This isn't really likely, it seems, because there are structures
that do not resemble scales but do closely resemble feathers, mainly,
beaks, claws, and scutes. I have never understood any of this prior to
all the recent E-mails, but I'm beginning to get it... As I understand,
we're looking at feathers as probably being exapted from scutes- or did
they just sort of spontaneously arise from the same materials as a truly
novel structure?
Scutes (somebody correct me if I'm wrong here) range from the
little pebbly things on a duckbill's sides, to the larger, flat platelets
a few centimeters across also on some duckbills and I think
ceratopsians, too, to the small armor
platelets on crocs and some thyreophorans, and finally to the large armor
plates of the nodosaurs and stegosaurs.
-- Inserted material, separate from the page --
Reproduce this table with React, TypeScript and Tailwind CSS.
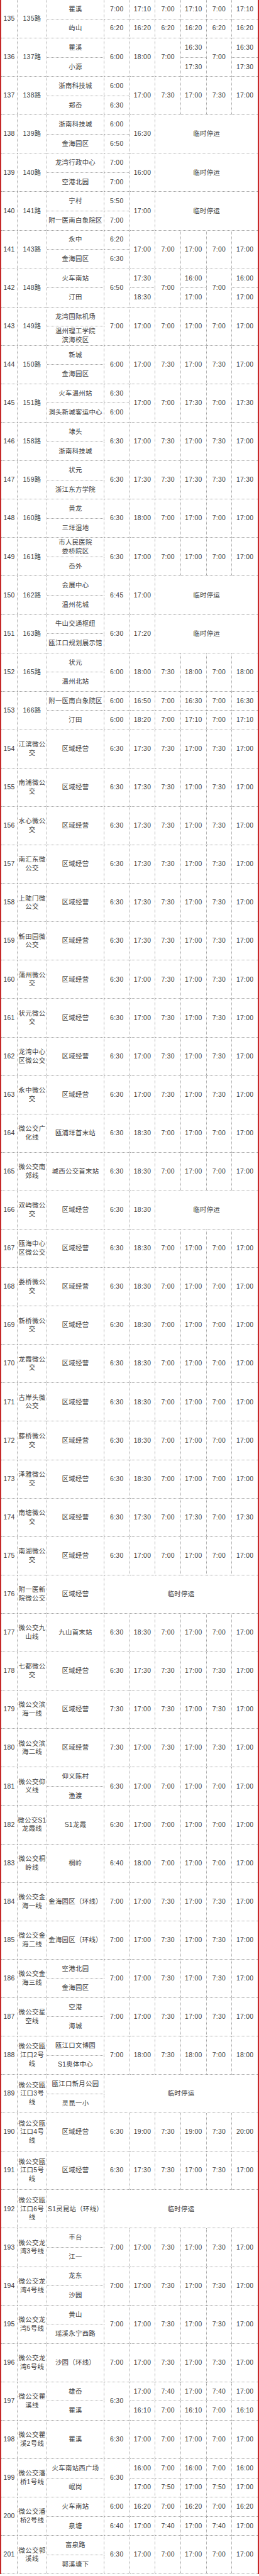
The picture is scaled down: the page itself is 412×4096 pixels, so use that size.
import React from 'react';

type Col = string | [string, string];
type Route = { no: number; name: string[]; st: string[][]; cols: Col[]; stop?: number };

const std = (a: string, b: string, c: string, d: string, e: string, f: string): Col[] => [a, b, c, d, e, f];
const zone = [['区域经营']];

const routes: Route[] = [
  { no: 135, name: ['135路'], st: [['瞿溪'], ['屿山']], cols: [['7:00', '6:20'], ['17:10', '16:20'], ['7:00', '6:20'], ['17:10', '16:20'], ['7:00', '6:20'], ['17:10', '16:20']] },
  { no: 136, name: ['137路'], st: [['瞿溪'], ['小源']], cols: ['6:00', '18:00', '7:00', ['16:30', '17:30'], '7:00', ['16:30', '17:30']] },
  { no: 137, name: ['138路'], st: [['浙南科技城'], ['郑岙']], cols: [['6:00', '6:30'], '17:00', '7:30', '17:00', '7:30', '17:00'] },
  { no: 138, name: ['139路'], st: [['浙南科技城'], ['金海园区']], cols: [['6:00', '6:50'], '16:30'], stop: 4 },
  { no: 139, name: ['140路'], st: [['龙湾行政中心'], ['空港北园']], cols: [['7:00', '7:00'], '16:00'], stop: 4 },
  { no: 140, name: ['141路'], st: [['宁村'], ['附一医南白象院区']], cols: [['5:50', '7:00'], '17:00'], stop: 4 },
  { no: 141, name: ['143路'], st: [['永中'], ['金海园区']], cols: [['6:20', '6:30'], '17:00', '7:00', '17:00', '7:00', '17:00'] },
  { no: 142, name: ['148路'], st: [['火车南站'], ['汀田']], cols: ['6:50', ['17:30', '18:30'], '7:00', ['16:00', '17:00'], '7:00', ['16:00', '17:00']] },
  { no: 143, name: ['149路'], st: [['龙湾国际机场'], ['温州理工学院', '滨海校区']], cols: std('7:00', '17:00', '7:00', '17:00', '7:00', '17:00') },
  { no: 144, name: ['150路'], st: [['新城'], ['金海园区']], cols: std('6:00', '17:00', '7:30', '17:00', '7:30', '17:00') },
  { no: 145, name: ['151路'], st: [['火车温州站'], ['洞头新城客运中心']], cols: [['6:30', '6:00'], '17:00', '7:00', '17:30', '7:00', '17:30'] },
  { no: 146, name: ['158路'], st: [['埭头'], ['浙南科技城']], cols: std('6:30', '17:00', '7:30', '17:00', '7:30', '17:00') },
  { no: 147, name: ['159路'], st: [['状元'], ['浙江东方学院']], cols: std('6:30', '17:30', '7:30', '17:30', '7:30', '17:30') },
  { no: 148, name: ['160路'], st: [['黄龙'], ['三垟湿地']], cols: std('6:30', '18:00', '7:00', '17:00', '7:00', '17:00') },
  { no: 149, name: ['161路'], st: [['市人民医院', '娄桥院区'], ['岙外']], cols: std('6:30', '17:00', '7:00', '17:00', '7:00', '17:00') },
  { no: 150, name: ['162路'], st: [['会展中心'], ['温州花城']], cols: ['6:45', '17:00'], stop: 4 },
  { no: 151, name: ['163路'], st: [['牛山交通枢纽'], ['瓯江口规划展示馆']], cols: ['6:30', '17:20'], stop: 4 },
  { no: 152, name: ['165路'], st: [['状元'], ['温州北站']], cols: std('6:00', '18:00', '7:30', '18:00', '7:00', '18:00') },
  { no: 153, name: ['166路'], st: [['附一医南白象院区'], ['汀田']], cols: [['6:00', '6:00'], ['16:50', '18:20'], ['7:00', '7:00'], ['16:30', '17:10'], ['7:00', '7:00'], ['16:30', '17:10']] },
  { no: 154, name: ['江滨微公', '交'], st: zone, cols: std('6:30', '17:30', '7:30', '17:00', '7:30', '17:00') },
  { no: 155, name: ['南浦微公', '交'], st: zone, cols: std('6:30', '17:30', '7:30', '17:00', '7:30', '17:00') },
  { no: 156, name: ['水心微公', '交'], st: zone, cols: std('6:30', '17:30', '7:30', '17:00', '7:30', '17:00') },
  { no: 157, name: ['南汇东微', '公交'], st: zone, cols: std('6:30', '17:30', '7:30', '17:00', '7:30', '17:00') },
  { no: 158, name: ['上陡门微', '公交'], st: zone, cols: std('6:30', '17:30', '7:30', '17:00', '7:30', '17:00') },
  { no: 159, name: ['新田园微', '公交'], st: zone, cols: std('6:30', '17:30', '7:30', '17:00', '7:30', '17:00') },
  { no: 160, name: ['蒲州微公', '交'], st: zone, cols: std('6:30', '17:00', '7:30', '17:00', '7:30', '17:00') },
  { no: 161, name: ['状元微公', '交'], st: zone, cols: std('6:30', '17:00', '7:30', '17:00', '7:30', '17:00') },
  { no: 162, name: ['龙湾中心', '区微公交'], st: zone, cols: std('6:30', '17:00', '7:30', '17:00', '7:30', '17:00') },
  { no: 163, name: ['永中微公', '交'], st: zone, cols: std('6:30', '17:00', '7:30', '17:00', '7:30', '17:00') },
  { no: 164, name: ['微公交广', '化线'], st: [['瓯浦垟首末站']], cols: std('6:30', '18:30', '7:00', '17:00', '7:00', '17:00') },
  { no: 165, name: ['微公交南', '郊线'], st: [['城西公交首末站']], cols: std('6:30', '18:30', '7:00', '17:00', '7:00', '17:00') },
  { no: 166, name: ['双屿微公', '交'], st: zone, cols: ['6:30', '18:30'], stop: 4 },
  { no: 167, name: ['瓯海中心', '区微公交'], st: zone, cols: std('6:30', '18:30', '7:00', '17:00', '7:00', '17:00') },
  { no: 168, name: ['娄桥微公', '交'], st: zone, cols: std('6:30', '18:30', '7:00', '17:00', '7:00', '17:00') },
  { no: 169, name: ['新桥微公', '交'], st: zone, cols: std('6:30', '18:30', '7:00', '17:00', '7:00', '17:00') },
  { no: 170, name: ['龙霞微公', '交'], st: zone, cols: std('6:30', '18:30', '7:00', '17:00', '7:00', '17:00') },
  { no: 171, name: ['古岸头微', '公交'], st: zone, cols: std('6:30', '18:30', '7:00', '17:00', '7:00', '17:00') },
  { no: 172, name: ['藤桥微公', '交'], st: zone, cols: std('6:30', '18:30', '7:00', '17:00', '7:00', '17:00') },
  { no: 173, name: ['泽雅微公', '交'], st: zone, cols: std('6:30', '18:30', '7:00', '17:00', '7:00', '17:00') },
  { no: 174, name: ['南塘微公', '交'], st: zone, cols: std('6:30', '17:30', '7:00', '17:30', '7:00', '17:30') },
  { no: 175, name: ['南湖微公', '交'], st: zone, cols: std('6:30', '17:00', '7:00', '17:00', '7:00', '17:00') },
  { no: 176, name: ['附一医新', '院微公交'], st: zone, cols: [], stop: 6 },
  { no: 177, name: ['微公交九', '山线'], st: [['九山首末站']], cols: std('6:30', '18:30', '7:00', '17:00', '7:00', '17:00') },
  { no: 178, name: ['七都微公', '交'], st: zone, cols: std('6:30', '17:30', '7:30', '17:00', '7:30', '17:00') },
  { no: 179, name: ['微公交滨', '海一线'], st: zone, cols: std('7:30', '17:00', '7:30', '17:00', '7:30', '17:00') },
  { no: 180, name: ['微公交滨', '海二线'], st: zone, cols: std('7:30', '17:00', '7:30', '17:00', '7:30', '17:00') },
  { no: 181, name: ['微公交仰', '义线'], st: [['仰义陈村'], ['渔渡']], cols: std('6:30', '17:00', '7:00', '17:00', '7:00', '17:00') },
  { no: 182, name: ['微公交S1', '龙霞线'], st: [['S1龙霞']], cols: std('6:30', '17:00', '7:00', '17:00', '7:00', '17:00') },
  { no: 183, name: ['微公交桐', '岭线'], st: [['桐岭']], cols: std('6:40', '18:00', '7:00', '17:00', '7:00', '17:00') },
  { no: 184, name: ['微公交金', '海一线'], st: [['金海园区（环线）']], cols: std('7:00', '17:00', '7:30', '17:00', '7:30', '17:00') },
  { no: 185, name: ['微公交金', '海二线'], st: [['金海园区（环线）']], cols: std('7:00', '17:00', '7:30', '17:00', '7:30', '17:00') },
  { no: 186, name: ['微公交金', '海三线'], st: [['空港北园'], ['金海园区']], cols: std('7:00', '17:00', '7:30', '17:00', '7:30', '17:00') },
  { no: 187, name: ['微公交星', '空线'], st: [['空港'], ['海城']], cols: std('7:00', '17:00', '7:30', '17:00', '7:30', '17:00') },
  { no: 188, name: ['微公交瓯', '江口2号', '线'], st: [['瓯江口文博园'], ['S1奥体中心']], cols: std('7:00', '18:00', '7:30', '18:00', '7:00', '18:00') },
  { no: 189, name: ['微公交瓯', '江口3号', '线'], st: [['瓯江口新月公园'], ['灵昆一小']], cols: [], stop: 6 },
  { no: 190, name: ['微公交瓯', '江口4号', '线'], st: zone, cols: std('6:30', '19:00', '7:30', '19:00', '7:30', '20:00') },
  { no: 191, name: ['微公交瓯', '江口5号', '线'], st: zone, cols: std('6:30', '17:30', '7:30', '17:00', '7:30', '17:00') },
  { no: 192, name: ['微公交瓯', '江口6号', '线'], st: [['S1灵昆站（环线）']], cols: [], stop: 6 },
  { no: 193, name: ['微公交龙', '湾3号线'], st: [['丰台'], ['江一']], cols: std('7:00', '17:00', '7:30', '17:00', '7:30', '17:00') },
  { no: 194, name: ['微公交龙', '湾4号线'], st: [['龙东'], ['沙园']], cols: std('7:00', '17:00', '7:30', '17:00', '7:30', '17:00') },
  { no: 195, name: ['微公交龙', '湾5号线'], st: [['黄山'], ['瑶溪永宁西路']], cols: std('7:00', '17:00', '7:30', '17:00', '7:30', '17:00') },
  { no: 196, name: ['微公交龙', '湾6号线'], st: [['沙园（环线）']], cols: std('7:00', '17:00', '7:30', '17:00', '7:30', '17:00') },
  { no: 197, name: ['微公交瞿', '溪线'], st: [['雄岙'], ['瞿溪']], cols: ['6:30', ['17:00', '16:10'], ['7:40', '7:00'], ['17:00', '16:10'], ['7:40', '7:00'], ['17:00', '16:10']] },
  { no: 198, name: ['微公交瞿', '溪2号线'], st: [['瞿溪']], cols: std('6:30', '17:00', '7:00', '17:00', '7:00', '17:00') },
  { no: 199, name: ['微公交潘', '桥1号线'], st: [['火车南站西广场'], ['岷岗']], cols: ['6:30', ['16:00', '17:00'], ['7:00', '7:50'], ['16:00', '17:00'], ['7:00', '7:50'], ['16:00', '17:00']] },
  { no: 200, name: ['微公交潘', '桥2号线'], st: [['火车南站'], ['泉塘']], cols: [['6:00', '6:40'], ['16:20', '17:00'], ['7:00', '7:40'], ['16:20', '17:00'], ['7:00', '7:40'], ['16:20', '17:00']] },
  { no: 201, name: ['微公交郭', '溪线'], st: [['富泉路'], ['郭溪塘下']], cols: std('6:30', '17:00', '7:00', '17:00', '7:00', '17:00') },
];

const base = 'flex flex-col items-center justify-center text-center whitespace-nowrap border-b border-dotted border-[#a3a3a3]';

function Cell({ lines, tall, last, wide }: { lines: string[]; tall?: boolean; last?: boolean; wide?: 4 | 6 }) {
  return (
    <div
      className={clsx(
        base,
        tall && 'row-span-2',
        wide === 4 && 'col-span-4',
        wide === 6 && 'col-span-6',
        last ? 'border-r-0' : 'border-r'
      )}
    >
      {lines.map((l, i) => (
        <div key={i}>{l}</div>
      ))}
    </div>
  );
}

function clsx(...parts: (string | false | undefined)[]) {
  return parts.filter(Boolean).join(' ');
}

function RouteCells({ r }: { r: Route }) {
  const two = r.st.length === 2;
  const n = r.cols.length;
  const top = (
    <>
      <Cell tall lines={[String(r.no)]} />
      <Cell tall lines={r.name} />
      <Cell tall={!two} lines={r.st[0]} />
      {r.cols.map((c, i) =>
        typeof c === 'string' ? (
          <Cell key={'a' + i} tall lines={[c]} last={!r.stop && i === n - 1} />
        ) : (
          <Cell key={'a' + i} lines={[c[0]]} last={!r.stop && i === n - 1} />
        )
      )}
      {r.stop ? <Cell tall wide={r.stop as 4 | 6} lines={['临时停运']} last /> : null}
    </>
  );
  const bottom = (
    <>
      {two ? <Cell lines={r.st[1]} /> : null}
      {r.cols.map((c, i) =>
        typeof c === 'string' ? null : <Cell key={'b' + i} lines={[c[1]]} last={!r.stop && i === n - 1} />
      )}
    </>
  );
  return (
    <>
      {top}
      {bottom}
    </>
  );
}

export default function App() {
  return (
    <div className="w-[412px] bg-white border-x-2 border-[#c62828]">
      <div className="grid grid-cols-[26px_47px_91px_repeat(6,minmax(0,1fr))] auto-rows-[30.56px] text-[10.4px] leading-[13.7px] text-[#3d3d3d] font-['Liberation_Sans','Noto_Sans_CJK_SC',sans-serif] tracking-[0.3px]">
        {routes.map(r => (
          <RouteCells key={r.no} r={r} />
        ))}
      </div>
    </div>
  );
}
Bird scutes are the large, flat
scaly things on top of their toes and feet. Basically, they are analogous
but not homologous to scales on lepidosaurs. (I'm wondering, are those
large scale-like things I see running down the back of an iguana in rows
scutes or just large scales?)
I'd like to ask about the T. rex skin found a little while back-
all I can remember was that it was described as leathery and sort of like
an elephant's in texture. Did it display the sort of pebbled texture
found in duckbills? I'm wondering basically if it's possible that the stuff
could have supported feathers. After all, IF these Pelicanimimus
"integumentary structures" are primitive insulatory feathers, then it
would seem possible for tyrannosaurs to have them as well- seeing as the
last common ancestor of ornithomimes and birds is also the ancestor of
T. rex. Other possibilities include- T. rex is secondarily featherless
or only partly feathered, or that the Pelicanimimus stuff is not feathers.
I am by no means convinced that Pelicanimimus is feathered, but I
sure am eager to be convinced...
-nick L.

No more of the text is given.